China set an economic growth target of 6.5 percent to 7 percent for 2016 and an average of at least 6.5 percent for the next five years, and will push hard to create more jobs and restructure “zombie” industries, Premier Li Keqiang said Saturday.
Speaking in front to nearly 3,000 delegates at the 2016 plenary session of the ruling National People’s Congress, Li acknowledged the slowing momentum in the world’s second largest economy, citing economic headwinds such as the “change of pace” in growth, weak global demand, fluctuating prices of commodities and rising geopolitical risks.

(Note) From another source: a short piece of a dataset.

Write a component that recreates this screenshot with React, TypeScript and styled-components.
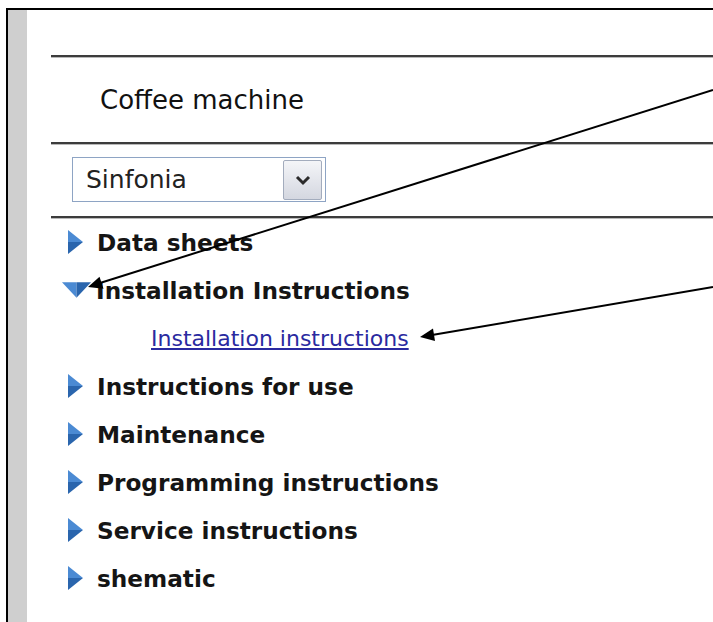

"Our country's development faces more and greater difficulties and severer challenges this year, so we must be prepared for a tough battle," Li reportedly said before delivering his third annual work report which is seen as the blueprint of China’s economic and fiscal targets for the next five years.
The range target for 2016 — a break from Beijing’s tradition of providing a specific numerical target — would still be one of the slowest in China in the last 25 years. Last year, China targeted a growth of “about 7 percent” and actual gross domestic product (GDP) growth was recorded at 6.9 percent.
To ensure a “reasonable range” of growth in the year, Beijing said it would budget a fiscal deficit of 3 percent of the 2016 GDP, an increase from last year’s budgeted 2.3 percent. It also set a 3 percent growth target for inflation in 2016, the same as last year.
However, some economists had hoped for a fiscal deficit target of closer to 4 percent, citing the need for more aggressive government spending to prop up industrial growth. "The budget deficit of 3 percent is not enough and should be increased," economist and former central bank advisor Yu Yongding told Reuters on the sidelines of the meeting.
Saturday’s plan outlined proposals to spend about 800 billion yuan ($122.9 billion) for railway construction this year and another 1.65 trillion yuan ($252.9 billion) for road construction. Beijing also said it plans to increase military spending in 2016 by 7.6 percent, its slowest rate of increase in six years.
The Chinese premier reiterated government efforts to shift the economy towards consumption and services as Beijing tries to wean itself away from its decades-long dependence on manufacturing and exports.
Li addressed the problem of overcapacity in many of China's industries which led to factories sitting idle, and said: “We will address the issue of zombie enterprises proactively yet prudently by using measures such as mergers, reorganizations, debt restructuring and bankruptcy liquidations.” Policymakers will look to cut excess production and jobs by 10 percent as part of supply side reforms in the next five years.
While Li said about 10 million jobs would be generated in urban areas by 2020 and unemployment would be kept below 4.5 percent in cities, economists have projected that any meaningful restructuring of China’s excess production could cost jobs in the short-term, along with a decline in economic output.
“The critical issue for me is how deep and aggressive this restructuring process will be and how quickly it will be implemented,” Adam Slater, an economist with Oxford Economics, told the Wall Street Journal.
Li also pledged to further reform the country’s financial market, liberalize interest rate policy and control “abnormal flow of cross-border capital effectively” this year.
“We are concerned, as it is intrinsically difficult to consolidate production capacity while carrying out stimulus,” Mizuho Securities Asia Ltd. economist Jianguang Shen said in a research note cited by the Journal.